[Start of Available records]
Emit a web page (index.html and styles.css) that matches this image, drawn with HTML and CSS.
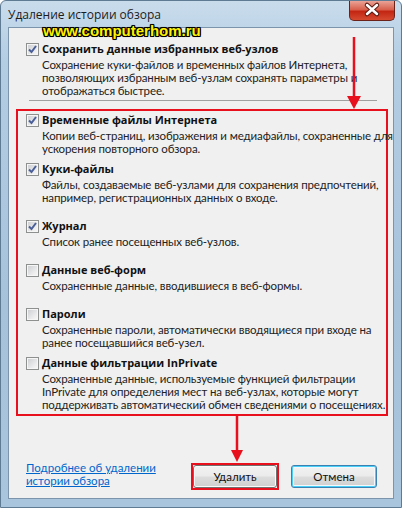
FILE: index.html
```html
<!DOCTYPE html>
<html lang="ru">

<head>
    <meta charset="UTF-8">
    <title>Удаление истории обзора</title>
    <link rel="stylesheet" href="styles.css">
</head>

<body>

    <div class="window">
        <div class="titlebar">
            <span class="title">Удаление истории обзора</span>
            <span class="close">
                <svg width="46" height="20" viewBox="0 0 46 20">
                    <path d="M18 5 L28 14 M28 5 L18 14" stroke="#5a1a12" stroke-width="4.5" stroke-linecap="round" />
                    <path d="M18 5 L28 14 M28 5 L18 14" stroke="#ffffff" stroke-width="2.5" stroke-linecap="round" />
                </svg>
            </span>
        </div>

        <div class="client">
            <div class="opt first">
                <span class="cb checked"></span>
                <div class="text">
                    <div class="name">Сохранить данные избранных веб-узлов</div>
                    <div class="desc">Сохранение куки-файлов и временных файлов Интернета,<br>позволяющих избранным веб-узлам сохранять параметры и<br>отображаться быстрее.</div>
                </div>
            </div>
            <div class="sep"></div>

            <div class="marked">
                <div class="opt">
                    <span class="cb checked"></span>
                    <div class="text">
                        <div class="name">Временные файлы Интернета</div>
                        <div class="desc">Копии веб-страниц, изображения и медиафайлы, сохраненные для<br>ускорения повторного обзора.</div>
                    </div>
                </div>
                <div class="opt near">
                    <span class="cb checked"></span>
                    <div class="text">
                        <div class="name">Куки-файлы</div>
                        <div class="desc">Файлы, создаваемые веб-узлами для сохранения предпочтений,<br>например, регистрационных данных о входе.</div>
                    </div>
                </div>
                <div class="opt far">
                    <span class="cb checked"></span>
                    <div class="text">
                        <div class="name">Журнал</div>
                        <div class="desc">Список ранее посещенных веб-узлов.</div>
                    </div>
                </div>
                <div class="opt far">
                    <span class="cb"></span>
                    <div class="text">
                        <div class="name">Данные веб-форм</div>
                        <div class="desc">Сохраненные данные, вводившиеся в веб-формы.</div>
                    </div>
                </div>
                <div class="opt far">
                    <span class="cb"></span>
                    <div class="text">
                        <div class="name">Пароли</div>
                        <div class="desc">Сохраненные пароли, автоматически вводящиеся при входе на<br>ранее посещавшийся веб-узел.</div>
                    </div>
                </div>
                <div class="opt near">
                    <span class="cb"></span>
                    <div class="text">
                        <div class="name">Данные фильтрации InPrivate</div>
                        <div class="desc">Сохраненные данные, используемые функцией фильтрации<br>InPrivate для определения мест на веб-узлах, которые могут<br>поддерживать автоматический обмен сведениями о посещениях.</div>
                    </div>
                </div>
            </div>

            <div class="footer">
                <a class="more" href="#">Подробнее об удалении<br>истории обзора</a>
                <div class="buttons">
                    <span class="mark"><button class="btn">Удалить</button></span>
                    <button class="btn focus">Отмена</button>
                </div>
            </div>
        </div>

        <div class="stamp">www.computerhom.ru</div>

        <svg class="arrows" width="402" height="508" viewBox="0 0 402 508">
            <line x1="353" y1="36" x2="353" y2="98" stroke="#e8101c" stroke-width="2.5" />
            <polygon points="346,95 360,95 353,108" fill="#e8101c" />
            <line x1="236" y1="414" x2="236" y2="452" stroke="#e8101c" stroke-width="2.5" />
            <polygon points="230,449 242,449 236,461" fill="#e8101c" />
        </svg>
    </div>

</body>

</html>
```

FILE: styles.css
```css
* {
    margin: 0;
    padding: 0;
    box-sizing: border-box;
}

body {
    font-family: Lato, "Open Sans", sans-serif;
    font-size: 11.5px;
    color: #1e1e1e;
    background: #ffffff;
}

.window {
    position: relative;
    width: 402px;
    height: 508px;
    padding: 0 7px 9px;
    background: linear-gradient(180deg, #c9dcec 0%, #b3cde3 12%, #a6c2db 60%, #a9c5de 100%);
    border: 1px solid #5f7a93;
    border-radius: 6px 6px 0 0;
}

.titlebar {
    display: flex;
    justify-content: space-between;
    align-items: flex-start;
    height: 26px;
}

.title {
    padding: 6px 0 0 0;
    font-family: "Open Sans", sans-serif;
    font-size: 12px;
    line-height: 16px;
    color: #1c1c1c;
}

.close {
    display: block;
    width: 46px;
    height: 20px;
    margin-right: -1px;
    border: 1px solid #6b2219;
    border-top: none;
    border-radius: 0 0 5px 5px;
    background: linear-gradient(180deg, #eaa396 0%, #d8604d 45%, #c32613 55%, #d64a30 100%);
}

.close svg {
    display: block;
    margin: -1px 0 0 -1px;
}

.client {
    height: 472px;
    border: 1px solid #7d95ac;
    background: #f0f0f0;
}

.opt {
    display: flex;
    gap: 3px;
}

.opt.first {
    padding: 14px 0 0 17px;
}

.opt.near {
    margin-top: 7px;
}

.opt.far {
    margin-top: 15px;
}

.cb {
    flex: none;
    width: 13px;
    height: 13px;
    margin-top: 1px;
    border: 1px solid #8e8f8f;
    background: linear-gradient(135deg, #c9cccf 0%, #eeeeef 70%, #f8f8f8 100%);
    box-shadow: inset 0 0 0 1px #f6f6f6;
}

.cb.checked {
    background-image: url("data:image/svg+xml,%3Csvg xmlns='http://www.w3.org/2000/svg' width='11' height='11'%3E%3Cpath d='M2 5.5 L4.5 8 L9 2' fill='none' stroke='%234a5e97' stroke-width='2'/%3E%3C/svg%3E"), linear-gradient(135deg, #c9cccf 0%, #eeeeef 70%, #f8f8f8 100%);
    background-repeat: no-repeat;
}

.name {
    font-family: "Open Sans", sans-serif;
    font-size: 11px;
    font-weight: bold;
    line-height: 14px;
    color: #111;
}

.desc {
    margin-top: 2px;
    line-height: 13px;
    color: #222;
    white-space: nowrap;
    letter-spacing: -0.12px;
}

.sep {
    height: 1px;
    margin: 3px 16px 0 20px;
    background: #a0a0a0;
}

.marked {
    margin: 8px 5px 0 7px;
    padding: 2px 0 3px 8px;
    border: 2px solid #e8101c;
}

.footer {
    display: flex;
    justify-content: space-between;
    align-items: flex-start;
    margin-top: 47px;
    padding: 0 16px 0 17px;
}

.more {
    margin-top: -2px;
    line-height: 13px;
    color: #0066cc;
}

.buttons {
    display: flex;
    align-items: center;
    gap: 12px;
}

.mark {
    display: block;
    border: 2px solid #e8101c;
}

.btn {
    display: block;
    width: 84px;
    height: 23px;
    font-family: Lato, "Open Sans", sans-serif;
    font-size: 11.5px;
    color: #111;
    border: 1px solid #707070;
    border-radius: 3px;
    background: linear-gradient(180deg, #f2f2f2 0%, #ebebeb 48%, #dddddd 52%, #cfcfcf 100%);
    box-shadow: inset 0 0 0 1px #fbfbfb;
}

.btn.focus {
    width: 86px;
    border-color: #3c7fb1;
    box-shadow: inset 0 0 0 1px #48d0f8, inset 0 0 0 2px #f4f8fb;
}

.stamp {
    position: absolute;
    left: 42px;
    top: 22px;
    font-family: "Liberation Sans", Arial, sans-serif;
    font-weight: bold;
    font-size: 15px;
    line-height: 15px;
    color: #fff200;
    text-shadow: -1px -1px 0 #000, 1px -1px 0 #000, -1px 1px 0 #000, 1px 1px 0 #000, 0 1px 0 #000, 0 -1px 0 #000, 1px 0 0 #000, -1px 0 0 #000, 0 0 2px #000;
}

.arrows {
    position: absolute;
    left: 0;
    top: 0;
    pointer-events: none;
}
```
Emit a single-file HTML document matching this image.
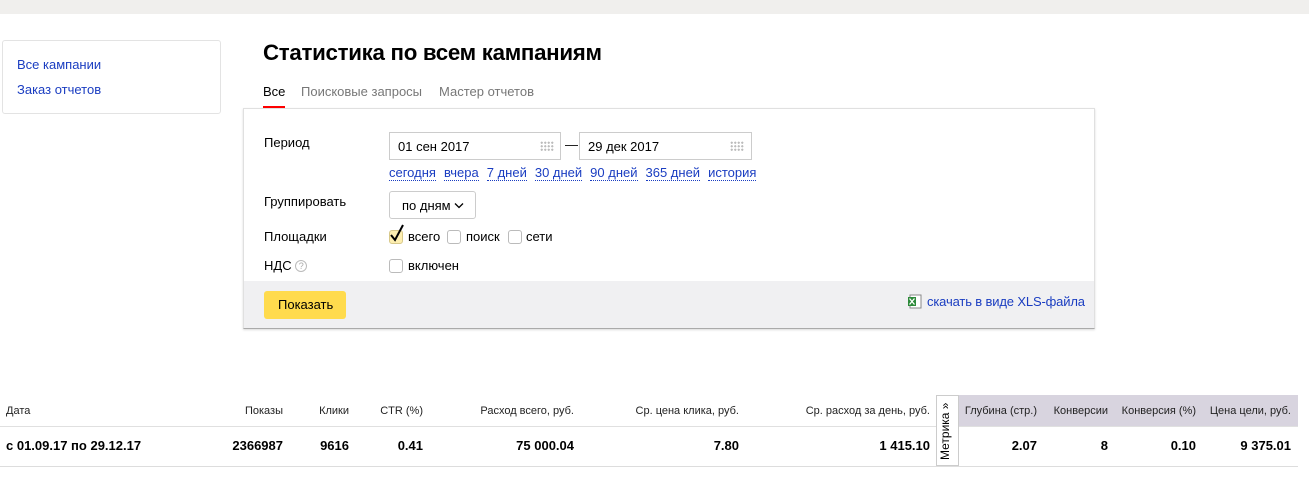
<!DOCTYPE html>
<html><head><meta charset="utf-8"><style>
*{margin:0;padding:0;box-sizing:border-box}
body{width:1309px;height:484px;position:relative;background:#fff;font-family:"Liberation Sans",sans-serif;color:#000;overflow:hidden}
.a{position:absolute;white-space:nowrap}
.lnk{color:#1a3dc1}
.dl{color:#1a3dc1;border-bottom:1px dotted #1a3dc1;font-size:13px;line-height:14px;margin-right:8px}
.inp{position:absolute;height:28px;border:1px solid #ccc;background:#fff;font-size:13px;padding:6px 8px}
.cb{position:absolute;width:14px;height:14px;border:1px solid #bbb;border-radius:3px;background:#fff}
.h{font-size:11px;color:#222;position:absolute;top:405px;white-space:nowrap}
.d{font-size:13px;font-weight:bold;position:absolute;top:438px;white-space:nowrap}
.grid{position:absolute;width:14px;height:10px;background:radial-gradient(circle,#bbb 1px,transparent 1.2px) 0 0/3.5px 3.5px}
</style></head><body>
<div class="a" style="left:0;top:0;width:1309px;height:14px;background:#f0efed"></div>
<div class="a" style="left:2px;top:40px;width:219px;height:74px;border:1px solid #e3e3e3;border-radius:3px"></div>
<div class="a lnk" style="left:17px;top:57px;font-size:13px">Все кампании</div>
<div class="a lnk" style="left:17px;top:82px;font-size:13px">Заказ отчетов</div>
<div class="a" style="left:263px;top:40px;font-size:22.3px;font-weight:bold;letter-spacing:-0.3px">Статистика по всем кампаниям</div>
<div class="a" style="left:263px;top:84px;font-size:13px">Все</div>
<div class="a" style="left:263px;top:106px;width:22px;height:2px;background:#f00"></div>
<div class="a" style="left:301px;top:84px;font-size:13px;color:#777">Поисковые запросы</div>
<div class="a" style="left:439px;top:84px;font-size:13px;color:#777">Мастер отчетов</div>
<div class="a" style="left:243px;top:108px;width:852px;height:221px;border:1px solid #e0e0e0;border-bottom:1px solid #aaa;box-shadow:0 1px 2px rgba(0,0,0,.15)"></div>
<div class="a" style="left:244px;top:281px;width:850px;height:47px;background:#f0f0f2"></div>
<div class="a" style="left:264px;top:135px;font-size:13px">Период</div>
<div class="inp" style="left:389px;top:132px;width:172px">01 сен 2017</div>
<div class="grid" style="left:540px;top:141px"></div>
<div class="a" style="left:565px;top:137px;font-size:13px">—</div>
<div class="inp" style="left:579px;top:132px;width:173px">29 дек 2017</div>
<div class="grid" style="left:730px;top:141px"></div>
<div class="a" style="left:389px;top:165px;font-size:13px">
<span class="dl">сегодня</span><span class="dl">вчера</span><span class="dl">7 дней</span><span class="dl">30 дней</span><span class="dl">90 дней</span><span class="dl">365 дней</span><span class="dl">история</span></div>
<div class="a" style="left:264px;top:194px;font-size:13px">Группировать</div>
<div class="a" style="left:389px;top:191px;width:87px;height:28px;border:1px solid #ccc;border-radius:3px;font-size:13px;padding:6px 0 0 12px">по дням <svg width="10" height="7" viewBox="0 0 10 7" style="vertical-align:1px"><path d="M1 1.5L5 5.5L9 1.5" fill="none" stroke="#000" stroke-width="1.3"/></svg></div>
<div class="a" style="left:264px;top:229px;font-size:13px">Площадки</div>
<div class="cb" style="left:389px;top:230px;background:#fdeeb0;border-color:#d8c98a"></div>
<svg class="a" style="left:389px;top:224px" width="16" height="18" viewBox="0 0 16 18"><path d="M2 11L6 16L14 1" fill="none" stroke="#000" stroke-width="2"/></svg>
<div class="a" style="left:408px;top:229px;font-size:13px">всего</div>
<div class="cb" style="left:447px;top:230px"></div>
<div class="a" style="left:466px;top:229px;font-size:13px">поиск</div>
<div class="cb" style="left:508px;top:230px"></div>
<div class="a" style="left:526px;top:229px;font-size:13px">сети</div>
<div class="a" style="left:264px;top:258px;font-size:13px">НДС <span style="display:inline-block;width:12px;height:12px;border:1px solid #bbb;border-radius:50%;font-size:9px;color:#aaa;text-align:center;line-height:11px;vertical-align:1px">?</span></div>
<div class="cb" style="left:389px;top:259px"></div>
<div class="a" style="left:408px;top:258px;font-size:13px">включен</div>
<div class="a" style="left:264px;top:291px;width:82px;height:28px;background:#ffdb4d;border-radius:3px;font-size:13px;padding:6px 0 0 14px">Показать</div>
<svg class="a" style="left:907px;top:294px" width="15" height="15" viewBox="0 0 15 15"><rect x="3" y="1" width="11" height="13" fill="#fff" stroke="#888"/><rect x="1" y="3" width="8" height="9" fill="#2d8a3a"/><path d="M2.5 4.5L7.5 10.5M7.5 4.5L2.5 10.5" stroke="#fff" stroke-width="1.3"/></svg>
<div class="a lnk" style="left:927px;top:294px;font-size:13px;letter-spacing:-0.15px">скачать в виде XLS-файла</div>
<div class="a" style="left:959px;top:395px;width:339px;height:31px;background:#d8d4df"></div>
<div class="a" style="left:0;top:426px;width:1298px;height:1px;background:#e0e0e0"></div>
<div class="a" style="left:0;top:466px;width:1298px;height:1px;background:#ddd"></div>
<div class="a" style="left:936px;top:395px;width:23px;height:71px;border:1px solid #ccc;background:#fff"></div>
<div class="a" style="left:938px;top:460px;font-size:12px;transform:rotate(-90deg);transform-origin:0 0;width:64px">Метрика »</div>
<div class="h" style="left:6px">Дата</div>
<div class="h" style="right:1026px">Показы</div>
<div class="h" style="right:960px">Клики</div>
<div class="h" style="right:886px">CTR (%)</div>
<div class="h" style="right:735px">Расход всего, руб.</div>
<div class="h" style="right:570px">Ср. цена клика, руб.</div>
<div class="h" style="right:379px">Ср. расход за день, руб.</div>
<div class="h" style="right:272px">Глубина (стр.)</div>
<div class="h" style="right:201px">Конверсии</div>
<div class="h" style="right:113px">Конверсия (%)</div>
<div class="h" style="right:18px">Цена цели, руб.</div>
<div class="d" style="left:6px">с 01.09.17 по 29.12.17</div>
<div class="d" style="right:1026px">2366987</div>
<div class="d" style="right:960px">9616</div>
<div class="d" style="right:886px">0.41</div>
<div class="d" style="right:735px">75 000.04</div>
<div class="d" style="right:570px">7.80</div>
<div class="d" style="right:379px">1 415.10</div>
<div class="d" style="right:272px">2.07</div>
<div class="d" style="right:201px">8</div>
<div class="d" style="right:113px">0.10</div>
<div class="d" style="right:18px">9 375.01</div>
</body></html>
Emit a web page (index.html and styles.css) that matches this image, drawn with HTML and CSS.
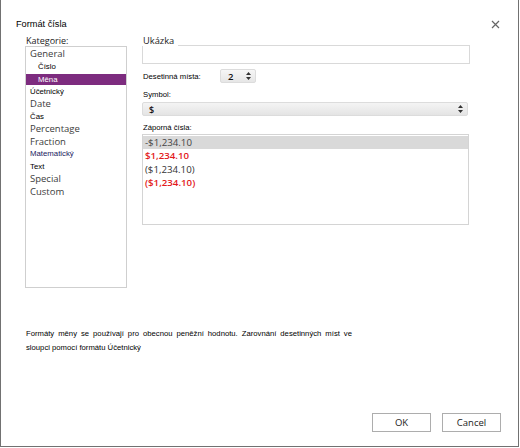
[End of Available records]
## Work to complete
Find and count the lines of the data that include the string "styles", and report that figure by itself.

## Answer below
4